Before the judges’ decision was announced, the Urquhart-Hunt 'Rewilding Britain Landscape' was certainly widely admired among the press and horti-cognoscenti for its extraordinary attention to detail (authentically gnawed sticks!), while the designers talk a good talk. But no one thought it had a serious chance of winning.

After all, this is not a ‘garden’ by any stretch. Neither has it been ‘designed’ — at least not in a formal way. It’s quite a departure for Chelsea’s judges to give the top award to a space which essentially recreates a wild scene where no human being — let alone garden designer — has ever trod.

An emphasis on native (or ‘native-like’) planting has led to a certain sameiness. Previously I have joked about Chelsea cow parsley show, so ubiquitous have those plants become in the show gardens. This year it is more like Chelsea hawthorn show.
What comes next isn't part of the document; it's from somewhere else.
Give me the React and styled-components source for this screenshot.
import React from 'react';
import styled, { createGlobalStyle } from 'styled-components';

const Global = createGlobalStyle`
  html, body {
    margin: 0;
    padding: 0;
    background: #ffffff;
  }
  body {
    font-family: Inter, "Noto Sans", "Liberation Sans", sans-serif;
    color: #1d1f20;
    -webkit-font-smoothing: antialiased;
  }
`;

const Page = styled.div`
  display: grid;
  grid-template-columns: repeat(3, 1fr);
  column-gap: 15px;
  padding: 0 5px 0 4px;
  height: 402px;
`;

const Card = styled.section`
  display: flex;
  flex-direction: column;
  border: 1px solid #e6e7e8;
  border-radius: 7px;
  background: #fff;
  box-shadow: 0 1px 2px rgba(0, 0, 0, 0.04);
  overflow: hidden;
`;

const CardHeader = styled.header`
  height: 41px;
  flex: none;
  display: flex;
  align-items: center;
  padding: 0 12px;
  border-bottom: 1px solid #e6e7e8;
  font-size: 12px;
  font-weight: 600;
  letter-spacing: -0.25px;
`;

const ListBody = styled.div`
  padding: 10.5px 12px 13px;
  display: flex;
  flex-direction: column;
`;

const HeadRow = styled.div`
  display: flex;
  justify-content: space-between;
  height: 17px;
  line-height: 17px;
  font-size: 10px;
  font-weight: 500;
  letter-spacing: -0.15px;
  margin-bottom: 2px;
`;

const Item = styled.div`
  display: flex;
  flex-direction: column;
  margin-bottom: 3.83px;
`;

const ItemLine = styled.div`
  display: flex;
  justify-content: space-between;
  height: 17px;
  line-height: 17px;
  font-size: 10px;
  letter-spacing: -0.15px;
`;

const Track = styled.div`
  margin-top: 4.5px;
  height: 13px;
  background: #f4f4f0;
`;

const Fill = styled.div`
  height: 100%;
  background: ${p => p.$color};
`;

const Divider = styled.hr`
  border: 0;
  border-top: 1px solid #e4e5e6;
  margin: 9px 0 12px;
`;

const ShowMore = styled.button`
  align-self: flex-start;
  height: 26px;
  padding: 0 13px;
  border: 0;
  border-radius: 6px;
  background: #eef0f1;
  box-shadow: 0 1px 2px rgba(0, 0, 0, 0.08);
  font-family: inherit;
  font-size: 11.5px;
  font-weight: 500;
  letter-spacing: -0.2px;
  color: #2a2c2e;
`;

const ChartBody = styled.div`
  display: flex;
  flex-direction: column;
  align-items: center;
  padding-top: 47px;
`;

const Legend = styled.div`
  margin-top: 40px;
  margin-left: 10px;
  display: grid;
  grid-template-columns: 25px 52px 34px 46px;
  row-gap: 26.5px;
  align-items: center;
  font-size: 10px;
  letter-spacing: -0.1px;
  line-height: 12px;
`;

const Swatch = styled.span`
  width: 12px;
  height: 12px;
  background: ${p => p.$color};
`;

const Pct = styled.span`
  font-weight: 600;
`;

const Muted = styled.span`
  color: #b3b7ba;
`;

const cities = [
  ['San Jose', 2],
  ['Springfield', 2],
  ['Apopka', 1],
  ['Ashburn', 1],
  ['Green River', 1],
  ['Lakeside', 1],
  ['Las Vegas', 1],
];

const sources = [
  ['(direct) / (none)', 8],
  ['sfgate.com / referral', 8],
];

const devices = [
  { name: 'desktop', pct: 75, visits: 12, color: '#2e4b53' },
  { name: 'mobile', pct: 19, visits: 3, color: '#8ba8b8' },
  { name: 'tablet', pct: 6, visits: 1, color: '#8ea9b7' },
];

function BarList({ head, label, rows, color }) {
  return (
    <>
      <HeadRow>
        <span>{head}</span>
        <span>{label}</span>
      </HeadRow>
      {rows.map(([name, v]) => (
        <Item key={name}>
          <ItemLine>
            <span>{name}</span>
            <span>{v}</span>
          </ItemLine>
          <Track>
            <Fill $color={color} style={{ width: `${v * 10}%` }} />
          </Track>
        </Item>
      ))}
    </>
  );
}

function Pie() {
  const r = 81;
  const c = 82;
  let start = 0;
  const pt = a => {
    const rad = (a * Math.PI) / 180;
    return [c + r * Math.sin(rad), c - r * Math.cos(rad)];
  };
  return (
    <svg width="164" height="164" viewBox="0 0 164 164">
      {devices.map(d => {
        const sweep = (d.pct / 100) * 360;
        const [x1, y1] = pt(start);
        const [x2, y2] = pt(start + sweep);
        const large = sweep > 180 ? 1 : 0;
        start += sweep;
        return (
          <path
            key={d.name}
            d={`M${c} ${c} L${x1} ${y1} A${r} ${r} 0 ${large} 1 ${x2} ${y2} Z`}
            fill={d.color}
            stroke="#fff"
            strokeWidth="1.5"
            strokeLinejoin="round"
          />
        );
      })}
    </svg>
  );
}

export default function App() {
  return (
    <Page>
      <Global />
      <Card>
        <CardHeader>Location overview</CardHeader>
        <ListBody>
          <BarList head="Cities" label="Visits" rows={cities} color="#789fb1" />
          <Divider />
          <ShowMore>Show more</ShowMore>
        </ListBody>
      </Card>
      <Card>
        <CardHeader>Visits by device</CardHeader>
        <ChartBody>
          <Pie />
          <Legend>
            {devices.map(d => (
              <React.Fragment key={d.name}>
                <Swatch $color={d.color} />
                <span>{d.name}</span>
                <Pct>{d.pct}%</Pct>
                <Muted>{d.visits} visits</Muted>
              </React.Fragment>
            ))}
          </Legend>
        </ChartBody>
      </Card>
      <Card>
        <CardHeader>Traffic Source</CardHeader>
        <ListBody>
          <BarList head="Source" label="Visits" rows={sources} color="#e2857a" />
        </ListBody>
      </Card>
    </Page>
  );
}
These sturdy hedgerow staples are everywhere, either contorted into shapes — cloud-pruned, multi-stemmed, hedged, ‘umbrella’, ‘flat-topped’ — or else presented in their naturally ragged state.

chelsea flower show review - Heathcliff O'Malley
chelsea flower show review - Heathcliff O'Malley

There are a few splashes of colour and pizzazz in the form of brightly coloured planters, but little of the horticultural sophistication which has hitherto made Chelsea stand out internationally. Hardly any of the designers have included unusual or rare plants in interesting combinations in their designs. Gone are the lavish set-piece borders which act as showcases for the art of planting design, something for which British designers are still renowned — even revered — around the world.

The do-good rather than feel-good tone extends to other parts of the show. The great marquee feels  more denuded than ever, with fewer grand nursery stands — though Raymond Evison’s clematis display has drawn deserved plaudits, not least from the queen herself. But overall there is little evidence of the decadent, over-the-top horticulture-as-showbiz indulgence which has always made the show such fun.

Well done to the beavers and all that, but for most of us, that’s not what summer in the garden is all about. Where is the romance of a gorgeously super-abundant herbaceous border, or roses and honeysuckle curling round a cottage door? Those are real English summer garden pleasures — and the world’s greatest flower show (clue in name) ought not to forget it.